■ Problem description: Every line below that holds the string "components" should be copied out.

--- BEGIN Dataset extract ---

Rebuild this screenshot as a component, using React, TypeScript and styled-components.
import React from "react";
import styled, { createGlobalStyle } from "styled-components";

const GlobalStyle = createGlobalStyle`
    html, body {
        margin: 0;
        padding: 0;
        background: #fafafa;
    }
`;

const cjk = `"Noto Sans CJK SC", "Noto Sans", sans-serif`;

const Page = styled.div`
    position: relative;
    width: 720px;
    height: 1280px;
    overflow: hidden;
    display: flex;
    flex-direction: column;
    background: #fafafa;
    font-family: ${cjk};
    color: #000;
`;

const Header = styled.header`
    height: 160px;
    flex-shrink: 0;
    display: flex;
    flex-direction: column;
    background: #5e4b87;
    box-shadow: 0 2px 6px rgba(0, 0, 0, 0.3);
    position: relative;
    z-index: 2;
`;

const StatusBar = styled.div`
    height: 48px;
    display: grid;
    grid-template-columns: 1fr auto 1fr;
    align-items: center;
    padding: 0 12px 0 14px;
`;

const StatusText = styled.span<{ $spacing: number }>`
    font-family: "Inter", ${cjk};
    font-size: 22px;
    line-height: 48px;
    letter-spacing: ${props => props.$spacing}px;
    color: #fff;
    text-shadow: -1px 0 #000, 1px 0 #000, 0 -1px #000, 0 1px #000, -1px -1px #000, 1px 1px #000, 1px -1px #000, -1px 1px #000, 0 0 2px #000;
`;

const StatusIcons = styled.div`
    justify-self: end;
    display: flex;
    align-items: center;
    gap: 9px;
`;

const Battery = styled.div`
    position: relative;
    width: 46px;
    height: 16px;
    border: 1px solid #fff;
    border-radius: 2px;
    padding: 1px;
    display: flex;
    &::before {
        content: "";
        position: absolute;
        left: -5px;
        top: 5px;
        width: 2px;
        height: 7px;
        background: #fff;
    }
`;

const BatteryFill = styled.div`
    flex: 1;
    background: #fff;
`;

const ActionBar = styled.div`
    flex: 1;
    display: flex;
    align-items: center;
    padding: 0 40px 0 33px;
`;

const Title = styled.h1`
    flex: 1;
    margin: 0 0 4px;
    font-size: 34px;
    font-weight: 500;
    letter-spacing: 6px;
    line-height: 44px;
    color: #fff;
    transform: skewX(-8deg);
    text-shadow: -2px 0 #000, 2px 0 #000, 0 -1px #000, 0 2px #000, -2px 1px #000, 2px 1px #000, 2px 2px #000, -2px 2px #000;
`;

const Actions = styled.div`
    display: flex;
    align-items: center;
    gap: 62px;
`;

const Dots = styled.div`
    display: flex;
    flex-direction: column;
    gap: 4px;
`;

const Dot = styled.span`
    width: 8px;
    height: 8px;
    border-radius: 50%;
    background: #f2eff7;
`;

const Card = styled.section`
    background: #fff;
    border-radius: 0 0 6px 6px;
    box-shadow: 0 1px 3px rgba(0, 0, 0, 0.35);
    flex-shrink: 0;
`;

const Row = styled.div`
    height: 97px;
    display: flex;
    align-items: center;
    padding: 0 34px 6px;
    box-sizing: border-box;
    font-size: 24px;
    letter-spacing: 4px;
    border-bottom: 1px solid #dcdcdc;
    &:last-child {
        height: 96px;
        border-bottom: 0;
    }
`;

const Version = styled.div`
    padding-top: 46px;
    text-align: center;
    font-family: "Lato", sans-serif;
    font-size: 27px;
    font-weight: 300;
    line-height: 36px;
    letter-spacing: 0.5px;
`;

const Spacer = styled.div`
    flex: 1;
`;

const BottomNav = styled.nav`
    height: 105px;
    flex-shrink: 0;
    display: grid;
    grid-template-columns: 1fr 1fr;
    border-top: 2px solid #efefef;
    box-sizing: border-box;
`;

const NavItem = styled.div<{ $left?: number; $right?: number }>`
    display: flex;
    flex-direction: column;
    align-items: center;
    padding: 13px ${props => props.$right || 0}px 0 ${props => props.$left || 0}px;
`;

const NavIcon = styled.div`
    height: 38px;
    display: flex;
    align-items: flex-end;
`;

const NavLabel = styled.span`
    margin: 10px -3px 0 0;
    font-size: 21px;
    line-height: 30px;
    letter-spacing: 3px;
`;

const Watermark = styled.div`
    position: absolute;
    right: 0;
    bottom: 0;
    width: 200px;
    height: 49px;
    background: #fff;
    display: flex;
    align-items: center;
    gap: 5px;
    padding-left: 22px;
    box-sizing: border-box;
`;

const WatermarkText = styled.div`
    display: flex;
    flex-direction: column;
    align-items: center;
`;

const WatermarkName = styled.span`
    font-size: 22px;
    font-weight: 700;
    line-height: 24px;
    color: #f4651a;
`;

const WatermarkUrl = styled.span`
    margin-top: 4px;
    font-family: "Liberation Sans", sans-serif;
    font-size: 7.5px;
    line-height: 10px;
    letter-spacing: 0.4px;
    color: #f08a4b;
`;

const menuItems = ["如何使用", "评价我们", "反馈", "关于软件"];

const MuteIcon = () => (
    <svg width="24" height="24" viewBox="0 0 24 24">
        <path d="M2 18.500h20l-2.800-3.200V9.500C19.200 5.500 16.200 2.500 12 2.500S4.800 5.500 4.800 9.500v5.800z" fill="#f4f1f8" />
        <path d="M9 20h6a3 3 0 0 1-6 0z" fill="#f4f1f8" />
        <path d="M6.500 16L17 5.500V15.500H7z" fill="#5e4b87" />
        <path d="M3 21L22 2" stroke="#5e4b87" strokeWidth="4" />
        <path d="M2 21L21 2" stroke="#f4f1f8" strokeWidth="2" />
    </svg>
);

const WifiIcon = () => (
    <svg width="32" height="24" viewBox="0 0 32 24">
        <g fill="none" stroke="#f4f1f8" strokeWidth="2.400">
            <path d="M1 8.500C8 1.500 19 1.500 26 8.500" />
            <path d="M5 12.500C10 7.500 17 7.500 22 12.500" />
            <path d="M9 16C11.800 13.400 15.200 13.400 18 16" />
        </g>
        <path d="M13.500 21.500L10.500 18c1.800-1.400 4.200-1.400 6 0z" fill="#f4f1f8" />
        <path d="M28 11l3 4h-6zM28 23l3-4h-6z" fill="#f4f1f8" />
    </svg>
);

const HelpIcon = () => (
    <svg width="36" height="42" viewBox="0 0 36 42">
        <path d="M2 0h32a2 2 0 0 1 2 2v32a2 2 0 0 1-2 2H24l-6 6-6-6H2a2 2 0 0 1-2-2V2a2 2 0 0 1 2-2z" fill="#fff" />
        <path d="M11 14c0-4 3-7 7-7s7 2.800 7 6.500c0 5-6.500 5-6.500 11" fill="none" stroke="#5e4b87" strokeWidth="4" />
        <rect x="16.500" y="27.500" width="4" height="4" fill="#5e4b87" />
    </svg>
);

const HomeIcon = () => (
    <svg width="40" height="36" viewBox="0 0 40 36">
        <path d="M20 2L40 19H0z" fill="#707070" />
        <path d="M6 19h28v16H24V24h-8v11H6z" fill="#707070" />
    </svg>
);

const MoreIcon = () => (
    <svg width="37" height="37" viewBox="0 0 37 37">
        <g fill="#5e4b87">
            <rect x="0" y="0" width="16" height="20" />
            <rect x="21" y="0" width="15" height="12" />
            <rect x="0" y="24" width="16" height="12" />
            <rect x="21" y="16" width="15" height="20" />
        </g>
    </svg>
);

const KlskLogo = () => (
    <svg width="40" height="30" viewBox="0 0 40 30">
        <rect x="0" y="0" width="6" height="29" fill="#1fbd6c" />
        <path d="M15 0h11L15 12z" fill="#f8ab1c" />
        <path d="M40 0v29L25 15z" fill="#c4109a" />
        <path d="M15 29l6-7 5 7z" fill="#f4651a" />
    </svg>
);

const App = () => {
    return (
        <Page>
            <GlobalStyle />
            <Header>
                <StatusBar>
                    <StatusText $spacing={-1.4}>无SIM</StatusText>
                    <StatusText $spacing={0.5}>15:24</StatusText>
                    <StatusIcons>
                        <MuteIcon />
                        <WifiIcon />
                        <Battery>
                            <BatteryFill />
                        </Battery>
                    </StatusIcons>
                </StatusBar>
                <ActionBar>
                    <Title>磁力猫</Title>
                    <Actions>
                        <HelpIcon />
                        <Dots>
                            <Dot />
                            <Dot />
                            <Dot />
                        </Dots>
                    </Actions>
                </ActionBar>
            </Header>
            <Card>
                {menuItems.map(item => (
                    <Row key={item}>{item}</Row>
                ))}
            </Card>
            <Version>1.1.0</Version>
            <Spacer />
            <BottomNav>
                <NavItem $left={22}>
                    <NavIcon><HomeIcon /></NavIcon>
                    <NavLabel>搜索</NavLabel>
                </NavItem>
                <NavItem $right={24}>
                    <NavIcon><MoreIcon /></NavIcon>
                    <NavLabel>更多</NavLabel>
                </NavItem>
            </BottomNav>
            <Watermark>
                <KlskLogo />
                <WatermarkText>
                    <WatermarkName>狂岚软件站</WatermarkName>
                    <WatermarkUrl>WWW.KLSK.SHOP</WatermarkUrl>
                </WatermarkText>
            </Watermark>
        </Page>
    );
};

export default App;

--- END Dataset extract ---

■ Response to the task:
Rebuild this screenshot as a component, using React, TypeScript and styled-components.
import styled, { createGlobalStyle } from "styled-components";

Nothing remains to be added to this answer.